Farm Bill Voted Down but Not Out
In a surprise move on Friday, the House voted to reject the current version of the Farm Bill. After 3 years in the making and after 3 days on the House floor, the new Farm Bill was expected to pass with solid Republican support and equally as solid Democratic opposition. But that is not the way things went as the bill went down to defeat by a vote of 198-213. A group of 30 GOP lawmakers, known as the Freedom Caucus, voted against the bill insisting that the House take action immigration reform before they would support the Farm Bill. Last minute efforts by speaker Paul Ryan failed to break the deadlock. Ryan was able to pass a motion to reconsider, which was then postponed. This means the bill could come back for a vote at a later date, but it is unclear what the next move on the legislation will be.
House Agriculture Committee Chairman Michael Conaway said the bill is down but not out, “We experienced a setback today after a streak of victories all week. We may be down, but we are not out. We will deliver a strong, new farm bill on time as the President of the United States has called on us to do. Our nation’s farmers and ranchers and rural America deserve nothing less.”

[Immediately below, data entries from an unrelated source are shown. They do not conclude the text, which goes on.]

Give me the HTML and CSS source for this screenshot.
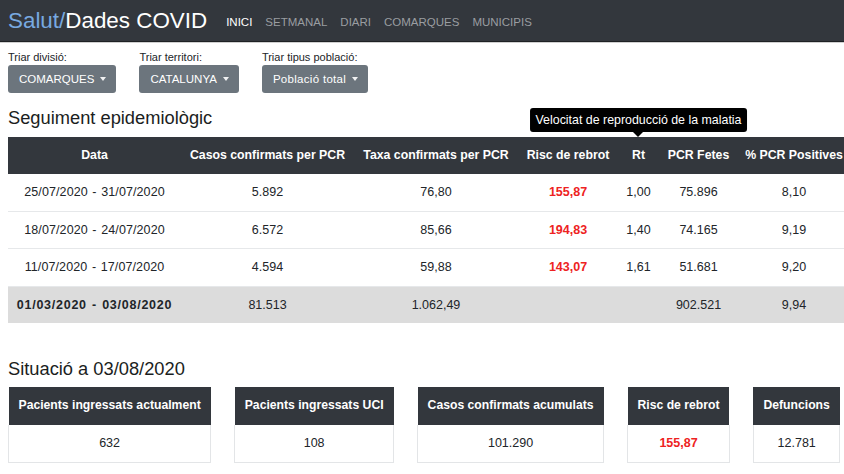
FILE: index.html
```html
<!DOCTYPE html>
<html lang="ca">
<head>
<meta charset="utf-8">
<title>Salut/Dades COVID</title>
<link rel="stylesheet" href="styles.css">
</head>
<body>
<nav class="navbar">
  <a class="brand"><span class="brand-salut">Salut/</span>Dades COVID</a>
  <ul class="nav-links">
    <li class="active">INICI</li>
    <li>SETMANAL</li>
    <li>DIARI</li>
    <li>COMARQUES</li>
    <li>MUNICIPIS</li>
  </ul>
</nav>
<main class="page">
  <div class="filters">
    <div class="filter">
      <label class="filter-label">Triar divisió:</label>
      <button class="dropdown">COMARQUES<span class="caret"></span></button>
    </div>
    <div class="filter">
      <label class="filter-label">Triar territori:</label>
      <button class="dropdown">CATALUNYA<span class="caret"></span></button>
    </div>
    <div class="filter">
      <label class="filter-label">Triar tipus població:</label>
      <button class="dropdown wide-text">Població total<span class="caret"></span></button>
    </div>
  </div>

  <h2 class="section-title first">Seguiment epidemiològic</h2>
  <table class="data-table">
    <colgroup>
      <col class="c-data"><col class="c-casos"><col class="c-taxa"><col class="c-risc"><col class="c-rt"><col class="c-pcr"><col class="c-pos">
    </colgroup>
    <thead>
      <tr>
        <th>Data</th>
        <th>Casos confirmats per PCR</th>
        <th>Taxa confirmats per PCR</th>
        <th>Risc de rebrot</th>
        <th class="has-tip">Rt<span class="tooltip">Velocitat de reproducció de la malatia</span></th>
        <th>PCR Fetes</th>
        <th>% PCR Positives</th>
      </tr>
    </thead>
    <tbody>
      <tr>
        <td class="date">25/07/2020 - 31/07/2020</td><td>5.892</td><td>76,80</td><td class="risk">155,87</td><td>1,00</td><td>75.896</td><td>8,10</td>
      </tr>
      <tr>
        <td class="date">18/07/2020 - 24/07/2020</td><td>6.572</td><td>85,66</td><td class="risk">194,83</td><td>1,40</td><td>74.165</td><td>9,19</td>
      </tr>
      <tr>
        <td class="date">11/07/2020 - 17/07/2020</td><td>4.594</td><td>59,88</td><td class="risk">143,07</td><td>1,61</td><td>51.681</td><td>9,20</td>
      </tr>
      <tr class="total">
        <th class="date">01/03/2020 - 03/08/2020</th><td>81.513</td><td>1.062,49</td><td></td><td></td><td>902.521</td><td>9,94</td>
      </tr>
    </tbody>
  </table>

  <h2 class="section-title second">Situació a 03/08/2020</h2>
  <div class="cards">
    <table class="card">
      <tr><th>Pacients ingressats actualment</th></tr>
      <tr><td>632</td></tr>
    </table>
    <table class="card">
      <tr><th>Pacients ingressats UCI</th></tr>
      <tr><td>108</td></tr>
    </table>
    <table class="card">
      <tr><th>Casos confirmats acumulats</th></tr>
      <tr><td>101.290</td></tr>
    </table>
    <table class="card">
      <tr><th>Risc de rebrot</th></tr>
      <tr><td class="risk">155,87</td></tr>
    </table>
    <table class="card">
      <tr><th>Defuncions</th></tr>
      <tr><td>12.781</td></tr>
    </table>
  </div>
</main>
</body>
</html>
```

FILE: styles.css
```css
html, body {
  overflow-x: hidden;
}
body {
  margin: 0;
  font-family: "Liberation Sans", Arial, Helvetica, sans-serif;
  color: #212529;
  background: #fff;
  font-size: 12.4px;
}

/* Navbar */
.navbar {
  display: flex;
  align-items: center;
  height: 41px;
  padding: 0 8px;
  background: #33373d;
  border-bottom: 1px solid #1e2124;
  box-shadow: 0 1px 0 #d0d0d0;
}
.brand {
  font-size: 22.4px;
  color: #fff;
  margin-right: 19px;
  white-space: nowrap;
}
.brand-salut {
  color: #78a9e0;
}
.nav-links {
  display: flex;
  gap: 13px;
  list-style: none;
  margin: 3px 0 0;
  padding: 0;
  font-size: 11.5px;
  color: #9a9da1;
}
.nav-links .active {
  color: #fff;
}

/* Page */
.page {
  padding: 0 8px;
}

.filters {
  display: flex;
  gap: 23px;
  padding-top: 8px;
}
.filter {
  display: flex;
  flex-direction: column;
  align-items: flex-start;
}
.filter-label {
  font-size: 11px;
  line-height: 14px;
  margin-bottom: 1px;
  color: #212529;
}
.dropdown {
  display: flex;
  align-items: center;
  height: 28px;
  padding: 0 10px 0 11px;
  border: none;
  border-radius: 3px;
  background: #6c757d;
  color: #fff;
  font-family: inherit;
  font-size: 11.5px;
}
.dropdown.wide-text {
  letter-spacing: 0.3px;
}
.caret {
  display: inline-block;
  margin-left: 6px;
  border-top: 4px solid #fff;
  border-left: 3px solid transparent;
  border-right: 3px solid transparent;
  opacity: 0.9;
}

.section-title {
  font-size: 18.3px;
  font-weight: normal;
  line-height: 22px;
  margin: 0;
  color: #1b1e21;
}
.section-title.first {
  margin-top: 14px;
  margin-bottom: 8px;
}
.section-title.second {
  margin-top: 35px;
  margin-bottom: 7px;
}

/* Main table */
.data-table {
  border-collapse: collapse;
  table-layout: fixed;
  width: 842px;
}
.c-data { width: 173px; }
.c-casos { width: 173px; }
.c-taxa { width: 164px; }
.c-risc { width: 100px; }
.c-rt { width: 41px; }
.c-pcr { width: 79px; }
.c-pos { width: 112px; }

.data-table th,
.data-table td {
  text-align: center;
  white-space: nowrap;
  padding: 11px 0;
  line-height: 15px;
}
.data-table thead th {
  background: #33373d;
  color: #fff;
  font-size: 12.3px;
  font-weight: bold;
}
.data-table tbody td,
.data-table tbody th {
  border-top: 1px solid #e6e8ea;
  padding: 11px 0 10px;
  line-height: 15.5px;
}
.data-table tbody td {
  font-size: 12.5px;
}
.data-table tbody .date {
  word-spacing: 1px;
  letter-spacing: 0.1px;
}
.data-table tbody tr:first-child td {
  border-top: none;
}
.data-table .total {
  background: #dcdcdc;
}
.data-table .total th {
  font-weight: bold;
  font-size: 12.5px;
  letter-spacing: 0.75px;
  word-spacing: 1px;
}
.risk {
  color: #ee2222;
  font-weight: bold;
}

/* Tooltip */
.has-tip {
  position: relative;
}
.tooltip {
  position: absolute;
  left: 50%;
  bottom: calc(100% + 5px);
  transform: translateX(-50%);
  background: #000;
  color: #fff;
  font-weight: normal;
  font-size: 12.4px;
  line-height: 16px;
  padding: 4px 6px;
  border-radius: 3px;
  white-space: nowrap;
  word-spacing: 0;
  letter-spacing: 0;
}
.tooltip::after {
  content: "";
  position: absolute;
  top: 100%;
  left: 50%;
  margin-left: -5px;
  border-top: 5px solid #000;
  border-left: 5px solid transparent;
  border-right: 5px solid transparent;
}

/* Cards */
.cards {
  display: flex;
  gap: 23px;
  align-items: flex-start;
}
.card {
  flex-shrink: 0;
  border-collapse: collapse;
}
.card th {
  background: #33373d;
  color: #fff;
  font-size: 12.2px;
  font-weight: bold;
  padding: 11px 10px 12px;
  line-height: 15px;
  white-space: nowrap;
}
.card td {
  text-align: center;
  font-size: 12.5px;
  padding: 11px 10px;
  line-height: 15px;
  border: 1px solid #e3e5e7;
  border-top: none;
}
```
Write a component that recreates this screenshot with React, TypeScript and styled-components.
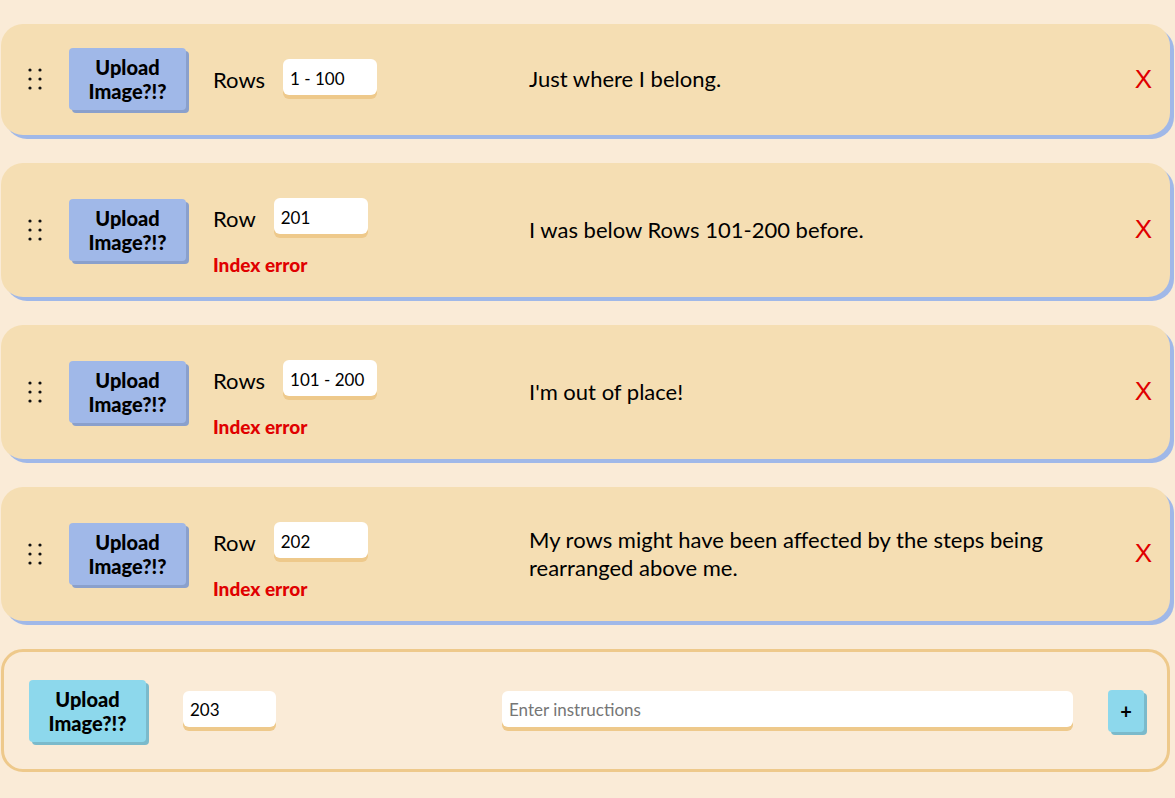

Farm groups expressed disappointment, but vowed to fight on:
“Plain and simple: the farm bill matters,” said ASA President John Heisdorffer, Iowa farmer.
Farm Bureau Federation President Zippy Duvall said farmers are perplexed and outraged by the House action, “They are facing very real financial challenges. We call on all members of Congress not to use farmers and ranchers as pawns in a political game.”
“NCGA urges House Leaders to quickly find a way forward to pass a new farm bill as soon as possible,” added North Dakota farmer Kevin Skunes, president of the National Corn Growers Association.
Alison Cooke, with the National Cattleman’s Beef Association, said action is needed to deal with important issues facing farmers and ranchers.
Secretary of Agriculture Sonny Perdue stated, “A Farm Bill is necessary to provide our farmers, ranchers, foresters, and producers with the stability and predictability they need. Our farmers feed the people of this nation and the world, and they deserve the certainty of a Farm Bill.”
The House Freedom Caucus, which orchestrated the defeat, consists of roughly three-dozen conservatives that have made immigration a signature issue. Democrats in the chamber cheered as the bill failed, as the minority party says it was given no chance to provide input on the bill and objects to changes in the Supplemental Nutrition Assistance Program. House Agriculture Chairman Mike Conaway disagreed, stating on the House floor that Democrats refused to provide input before lawmakers voted down a motion by Democrats to send the bill back to committee. Meanwhile, Ranking Democrat of the House Agriculture Committee, Collin Peterson, says the failure provides “a good opportunity for us to return to the table” and “fix” the bill before moving forward.